● **THE REQUEST**
Count every line where "with" shows up, and give that number only.
## begin
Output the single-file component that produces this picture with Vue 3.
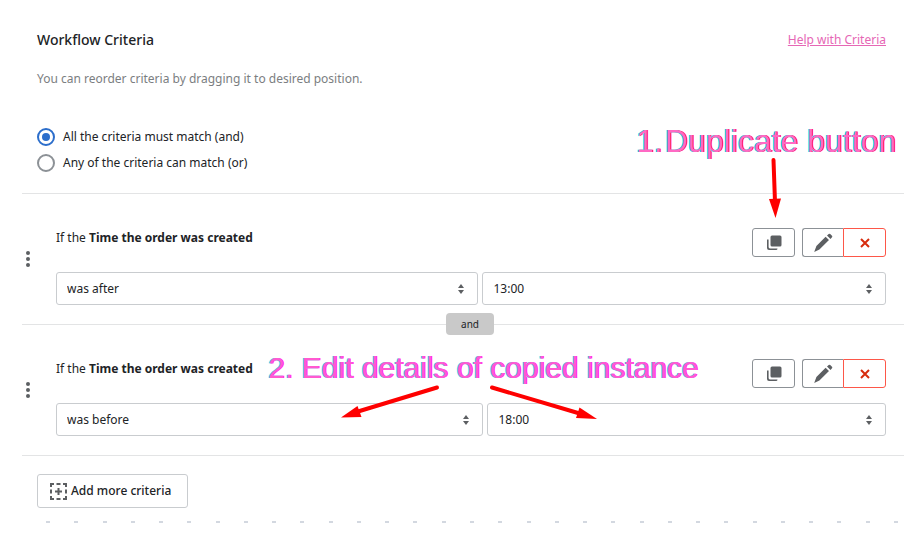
<template>
  <main class="workflow">
    <header class="workflow__header">
      <div class="workflow__title">
        <h2 class="workflow__h2">Workflow Criteria</h2>
        <a href="#" class="workflow__help">Help with Criteria</a>
      </div>
      <p class="workflow__hint">
        You can reorder criteria by dragging it to desired position.
      </p>
      <div class="workflow__modes">
        <label v-for="item in modes" :key="item.value" class="mode">
          <input
            v-model="mode"
            type="radio"
            name="mode"
            class="mode__input"
            :value="item.value"
          />
          {{ item.label }}
        </label>
      </div>
    </header>

    <section
      v-for="(item, index) in criteria"
      :key="item.id"
      class="criterion"
    >
      <span v-if="index > 0" class="criterion__join">and</span>
      <svg class="criterion__handle" width="4" height="16" viewBox="0 0 4 16">
        <circle cx="2" cy="2" r="2" />
        <circle cx="2" cy="8" r="2" />
        <circle cx="2" cy="14" r="2" />
      </svg>
      <div class="criterion__body">
        <div class="criterion__top">
          <p class="criterion__name">If the <b>Time the order was created</b></p>
          <div class="criterion__actions">
            <button type="button" class="action" aria-label="Duplicate">
              <svg width="16" height="16" viewBox="0 0 16 16">
                <rect x="4.500" y="0.500" width="11" height="11" rx="1.500" />
                <path
                  d="M1 4.500H2.600V12Q2.600 13.400 4 13.400H11.500Q11.500 15 10 15H3Q1 15 1 13Z"
                />
              </svg>
            </button>
            <div class="criterion__group">
              <button
                type="button"
                class="action action--first"
                aria-label="Edit"
              >
                <svg width="20" height="20" viewBox="0 0 20 20">
                  <path
                    d="M12.600 3.700L16 7.100L6.400 16.500L1.200 19L3.400 13ZM14 2.500L15.700 1Q16.500 .3 17.200 1L19 2.800Q19.700 3.500 19 4.300L17.500 6Z"
                  />
                </svg>
              </button>
              <button
                type="button"
                class="action action--danger"
                aria-label="Remove"
              >
                <svg width="10" height="10" viewBox="0 0 10 10">
                  <path d="M1 1L9 9M9 1L1 9" />
                </svg>
              </button>
            </div>
          </div>
        </div>
        <div class="criterion__fields">
          <div
            v-for="field in item.fields"
            :key="field.label"
            class="field"
            :style="{ flexGrow: field.grow }"
          >
            <select
              v-model="field.value"
              class="field__select"
              :aria-label="field.label"
            >
              <option v-for="option in field.options" :key="option">
                {{ option }}
              </option>
            </select>
            <svg class="field__icon" width="6" height="10" viewBox="0 0 6 10">
              <path d="M3 0L6 4H0ZM0 6H6L3 10Z" />
            </svg>
          </div>
        </div>
      </div>
    </section>

    <footer class="workflow__footer">
      <button type="button" class="add">
        <svg width="17" height="17" viewBox="0 0 17 17">
          <path
            d="M1 4V1H4M6.5 1H10.5M13 1H16V4M16 6.5V10.5M16 13V16H13M10.5 16H6.5M4 16H1V13M1 10.5V6.5M8.5 5V12M5 8.5H12"
          />
        </svg>
        Add more criteria
      </button>
      <div class="dots">
        <span v-for="n in 31" :key="n" class="dots__item"></span>
      </div>
    </footer>

    <p class="note note--first"><span>1.</span><span>Duplicate button</span></p>
    <p class="note note--second">2. Edit details of copied instance</p>
    <svg class="arrows" width="922" height="538" viewBox="0 0 922 538">
      <path class="arrows__line" d="M773.5 160L775 202" />
      <path class="arrows__head" d="M769 199L781 198.5L775.5 218Z" />
      <path class="arrows__line" d="M437 387.5L358 411.5" />
      <path class="arrows__head" d="M341 417.5L357.5 406L361.5 417Z" />
      <path class="arrows__line" d="M492 387.5L578 413" />
      <path class="arrows__head" d="M597 419L579.5 407.5L576 418Z" />
    </svg>
  </main>
</template>

<script setup>
import { ref } from "vue";

const mode = ref("and");

const modes = [
  { value: "and", label: "All the criteria must match (and)" },
  { value: "or", label: "Any of the criteria can match (or)" },
];

const conditions = ["was after", "was before"];
const times = ["13:00", "18:00"];

const criteria = ref([
  {
    id: 1,
    fields: [
      { label: "Condition", value: "was after", options: conditions, grow: 423 },
      { label: "Time", value: "13:00", options: times, grow: 404 },
    ],
  },
  {
    id: 2,
    fields: [
      { label: "Condition", value: "was before", options: conditions, grow: 428 },
      { label: "Time", value: "18:00", options: times, grow: 399 },
    ],
  },
]);
</script>

<style>
body {
  background-color: #fff;
}
</style>

<style scoped>
.workflow {
  --ink: #212326;
  --icon: #5c5f62;
  --line: #e3e4e5;
  --border: #c9cccf;
  color: var(--ink);
  font-family: "Noto Sans", "Open Sans", sans-serif;
  font-size: 12px;
  line-height: 20px;
  padding: 30px 18px 0 22px;
}

.workflow *,
.workflow *::before {
  box-sizing: border-box;
}

.workflow p,
.workflow h2 {
  margin: 0;
}

.workflow button,
.workflow select {
  color: inherit;
  font: inherit;
}

.workflow__header {
  padding: 0 18px 20px 15px;
}

.workflow__title {
  align-items: center;
  display: flex;
  justify-content: space-between;
}

.workflow__h2 {
  font-size: 14px;
  font-weight: 500;
}

.workflow__help {
  color: #e667b5;
}

.workflow .workflow__hint {
  color: #7b7e81;
  margin-top: 19px;
}

.workflow__modes {
  display: flex;
  flex-direction: column;
  gap: 6px;
  padding-top: 38px;
}

.mode {
  align-items: center;
  display: flex;
  gap: 8px;
}

.mode__input {
  appearance: none;
  background-color: #fff;
  border: 2px solid #8c9196;
  border-radius: 50%;
  height: 18px;
  margin: 0;
  width: 18px;
}

.mode__input:checked {
  border-color: #2c6ecb;
  padding: 3px;
}

.mode__input:checked::before {
  background-color: #2c6ecb;
  border-radius: 50%;
  content: "";
  display: block;
  height: 8px;
  width: 8px;
}

.criterion {
  align-items: center;
  border-top: 1px solid var(--line);
  display: flex;
  gap: 26px;
  padding: 34px 18px 19px 4px;
  position: relative;
}

.criterion__join {
  background-color: #c9c9c9;
  border-radius: 4px;
  font-size: 10px;
  left: 50%;
  line-height: 22px;
  margin-left: -17px;
  position: absolute;
  text-align: center;
  top: -12px;
  width: 48px;
}

.criterion__handle {
  fill: var(--icon);
  flex: none;
  margin: 0 0 15px;
}

.criterion__body {
  flex: 1;
  min-width: 0;
}

.criterion__top {
  display: flex;
  justify-content: space-between;
}

.criterion__name b {
  font-weight: 700;
}

.criterion__actions {
  display: flex;
  gap: 7px;
}

.criterion__group {
  display: flex;
}

.action {
  align-items: center;
  background-color: #fff;
  border: 1px solid #8c9196;
  border-radius: 3px;
  display: flex;
  height: 29px;
  justify-content: center;
  padding: 0;
  width: 43px;
}

.action svg {
  fill: var(--icon);
}

.action--first {
  border-radius: 3px 0 0 3px;
  border-right: 0;
  width: 41px;
}

.action--danger {
  border-color: #fd5749;
  border-radius: 0 3px 3px 0;
}

.action--danger svg {
  stroke: #d72c0d;
  stroke-width: 2;
}

.criterion__fields {
  display: flex;
  gap: 4px;
  padding-top: 15px;
}

.field {
  flex: 1 1 0;
  position: relative;
}

.field__select {
  appearance: none;
  background-color: #fff;
  border: 1px solid var(--border);
  border-radius: 3px;
  display: block;
  height: 33px;
  padding: 0 30px 0 10px;
  width: 100%;
}

.field__icon {
  fill: var(--icon);
  pointer-events: none;
  position: absolute;
  right: 14px;
  top: 12px;
}

.workflow__footer {
  border-top: 1px solid var(--line);
  padding: 18px 6px 0 15px;
}

.workflow .add {
  align-items: center;
  background-color: #fff;
  border: 1px solid var(--border);
  border-radius: 3px;
  display: flex;
  font-weight: 500;
  gap: 4px;
  height: 34px;
  padding: 0 16px 0 12px;
}

.add svg {
  fill: none;
  stroke: var(--icon);
  stroke-width: 2;
}

.dots {
  display: flex;
  justify-content: space-between;
  padding: 13px 0 0 9px;
}

.dots__item {
  background-color: #d3d8e0;
  height: 2px;
  width: 4px;
}

.note {
  font-family: "Liberation Sans", sans-serif;
  line-height: 32px;
  position: absolute;
  white-space: nowrap;
}

.note--first {
  color: #ff69c4;
  display: flex;
  font-size: 32px;
  gap: 2px;
  right: 26px;
  text-shadow: -1px 0 #00f0f0, 1px 0 #ff0a5a;
  top: 125px;
}

.note--second {
  color: #ff5ad0;
  font-size: 30px;
  left: 268px;
  text-shadow: -1px 0 #50e8f0, 1px 0 #ff28f0;
  top: 352px;
}

.arrows {
  left: 0;
  pointer-events: none;
  position: absolute;
  top: 0;
}

.arrows__line {
  stroke: #fe0000;
  stroke-linecap: round;
  stroke-width: 4;
}

.arrows__head {
  fill: #fe0000;
}
</style>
## end
● **SOLUTION FOR THIS EXERCISE**
2